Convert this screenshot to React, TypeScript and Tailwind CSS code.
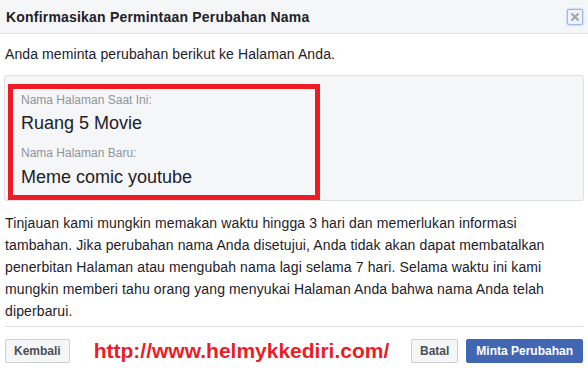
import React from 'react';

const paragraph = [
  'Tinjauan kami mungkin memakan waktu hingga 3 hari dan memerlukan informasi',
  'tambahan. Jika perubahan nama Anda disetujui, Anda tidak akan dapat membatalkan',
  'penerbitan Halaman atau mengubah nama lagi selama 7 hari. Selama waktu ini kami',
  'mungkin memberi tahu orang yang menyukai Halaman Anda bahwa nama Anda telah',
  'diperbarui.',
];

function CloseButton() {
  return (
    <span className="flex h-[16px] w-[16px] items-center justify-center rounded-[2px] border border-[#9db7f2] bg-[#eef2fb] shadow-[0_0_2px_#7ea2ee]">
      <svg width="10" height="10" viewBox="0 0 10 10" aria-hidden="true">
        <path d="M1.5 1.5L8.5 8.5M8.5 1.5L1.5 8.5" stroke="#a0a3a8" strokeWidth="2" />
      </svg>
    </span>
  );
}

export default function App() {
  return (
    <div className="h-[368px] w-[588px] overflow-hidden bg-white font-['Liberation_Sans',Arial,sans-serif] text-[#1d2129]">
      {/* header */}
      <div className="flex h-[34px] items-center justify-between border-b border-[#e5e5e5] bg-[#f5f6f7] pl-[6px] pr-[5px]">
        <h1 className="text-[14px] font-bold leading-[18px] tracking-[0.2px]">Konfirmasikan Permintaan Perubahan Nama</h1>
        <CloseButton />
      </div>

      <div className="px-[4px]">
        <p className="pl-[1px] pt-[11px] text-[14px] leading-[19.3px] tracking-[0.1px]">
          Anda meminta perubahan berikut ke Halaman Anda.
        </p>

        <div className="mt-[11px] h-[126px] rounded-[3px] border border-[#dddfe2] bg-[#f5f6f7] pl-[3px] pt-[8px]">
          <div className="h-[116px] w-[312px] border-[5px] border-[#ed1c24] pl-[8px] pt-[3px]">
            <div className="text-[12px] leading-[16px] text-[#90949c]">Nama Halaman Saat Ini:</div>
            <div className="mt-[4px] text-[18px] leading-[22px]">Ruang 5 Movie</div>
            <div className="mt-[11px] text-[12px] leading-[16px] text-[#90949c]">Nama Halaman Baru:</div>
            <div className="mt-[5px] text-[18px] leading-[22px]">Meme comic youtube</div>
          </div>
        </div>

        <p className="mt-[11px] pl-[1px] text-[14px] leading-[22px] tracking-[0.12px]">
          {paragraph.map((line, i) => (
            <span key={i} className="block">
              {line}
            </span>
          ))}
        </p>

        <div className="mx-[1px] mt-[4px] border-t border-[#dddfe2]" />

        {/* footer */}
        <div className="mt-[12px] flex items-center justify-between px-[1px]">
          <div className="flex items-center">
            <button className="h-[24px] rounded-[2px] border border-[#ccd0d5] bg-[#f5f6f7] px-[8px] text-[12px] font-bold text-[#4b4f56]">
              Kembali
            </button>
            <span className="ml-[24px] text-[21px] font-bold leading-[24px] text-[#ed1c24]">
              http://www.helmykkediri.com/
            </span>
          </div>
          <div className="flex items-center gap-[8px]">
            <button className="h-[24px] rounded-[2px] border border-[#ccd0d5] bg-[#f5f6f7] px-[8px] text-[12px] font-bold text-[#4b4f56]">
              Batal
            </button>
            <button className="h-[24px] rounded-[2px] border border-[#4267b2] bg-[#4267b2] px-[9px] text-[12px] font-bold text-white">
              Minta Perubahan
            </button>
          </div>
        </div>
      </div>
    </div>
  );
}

###

SET PROBLEM:
Pull out each line containing the word "React" and copy it.

SOLUTION TO THIS TASK:
Convert this screenshot to React, TypeScript and Tailwind CSS code.
import React from 'react';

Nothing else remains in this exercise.